Ieri, Draghi ha fatto una serie di incontri fin dalla mattina, a partire da quello con il segretario Pd Enrico Letta a Palazzo Chigi e poi la salita al Quirinale per un rapido scambio di vedute con Mattarella. Rientrato a Palazzo Chigi, ai collaboratori, che gli chiedevano notizie sui colloqui, ha risposto glissando: “Non entriamo nel merito dei contenuti”. Quel che è certo è che Draghi resiste, non è disposto a guidare un governo paralizzato dai veti, dagli ultimatum e dalle pulsioni elettorali e non intende sottoporsi a una conta parlamentare. Per lui l’unica opzione è avere una nuova ampia agilità politica. Ma non basata sui numeri ma sul suo controllo della maggioranza. Un nuovo patto politico, con la vecchia maggioranza o con una coalizione che comprenda i governisti ex M5S. Ma soprattutto un nuovo corso, in cui SuperMario abbia ancora più super poteri. Il prezzo da pagare sarebbe un Parlamento esautorato, una maggioranza commissariata, un governo ridotto a gabinetto del presidente del Consiglio come se fosse il presidente della Bce.

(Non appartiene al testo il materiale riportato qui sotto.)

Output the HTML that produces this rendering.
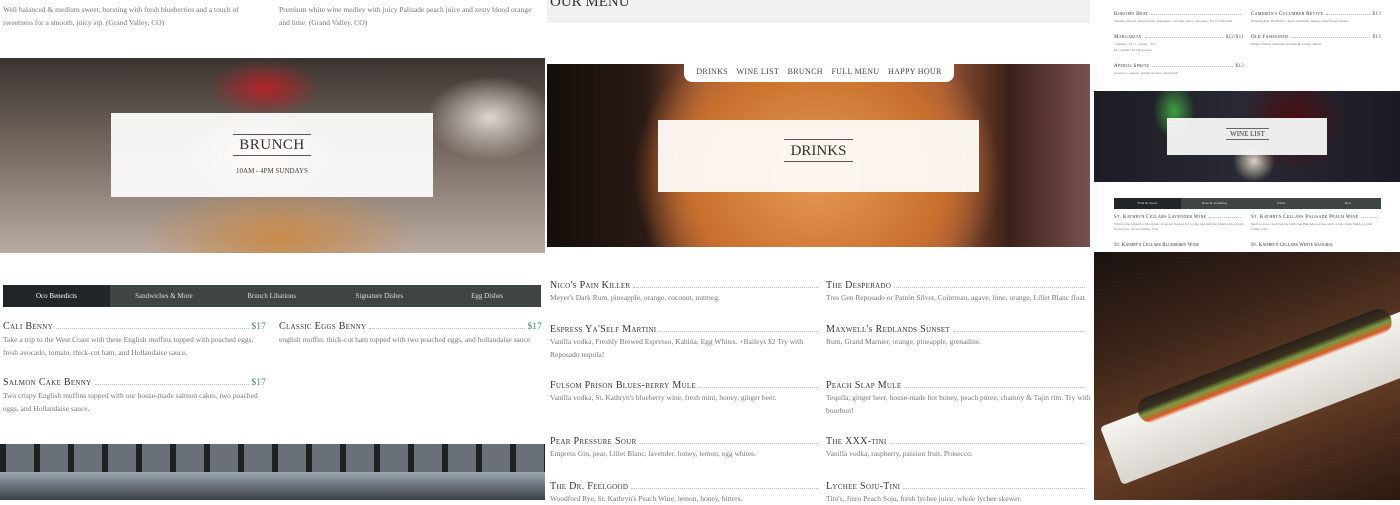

D’altronde il Financial Times è soltanto l’ultimo degli autorevoli giornali che chiedono che Draghi resti a Palazzo Chigi per il bene di tutti, dalla Ue agli Usa e alla Nato. Gli appelli a Mr. Whatever It Takes da parte di Washington, PArigi e Berlino e altri Paesi europei a restare alla guida di un esecutivo ripulito da chi fa le bizze. In ragione di queste forti pressioni internazionali è verosimile che Draghi prosegua, vista la crisi economica, la guerra, le sfide energetiche, l’inflazione che corre e lo spread che riparte. Ci sono in ballo il sostegno all’Ucraina, l sanzioni contro la Russia. Ci sono in ballo i miliardi Ue del Pnrr, le riforme chieste da Bruxelles. Ci sono in ballo troppe questioni di grande importanza, sen non dirimenti, per rinunciare a Draghi a Palazzo Chigi. Questo lo sa Mattarella e lo sa pure lo stesso premier, ovviamente.

Il dato più pesante in questo quadro è che all’estero c’è tanta sfiducia sulla politica italiana da far percepire come pericolose le elezioni anricipate. Per tutta una serie di ragioni, tra cui la possibile vittoria del centrodestra.
In sostanza, l’Italia all’estero viene vista come un Paese dove politici folli fanno una crisi in un momento delicatissimo, cruciale per la Ue e l’Occidente tutto. E dove soltanto Draghi può rimettere le cose a posto e proseguire di concerto con Bruxelles, Washington e l’Alleanza atlantica. Alle condizioni che detterà lui.

Per dirla con il Ft, “con una crisi del costo della vita, la guerra in Ucraina e il pacchetto ‘anti-frammentazione’ in preparazione da parte della Banca centrale europea, è il momento peggiore per la confusione. Questa settimana sarà cruciale, e non solo per l’Italia”, scrive in un editoriale il quotidiano finanziario britannico, che sostiene il presidente del Consiglio dai tempi in cui era alla Bce.

Per il Ft “la migliore prosepettiva è che Draghi continui a essere presidente del Consiglio il più a lungo possibile”.
Un auspicio che lascia intendere che il Ft vorrebbe Draghi premier anche dopo le prossime elezioni politiche. Il Draghi politico, insomma.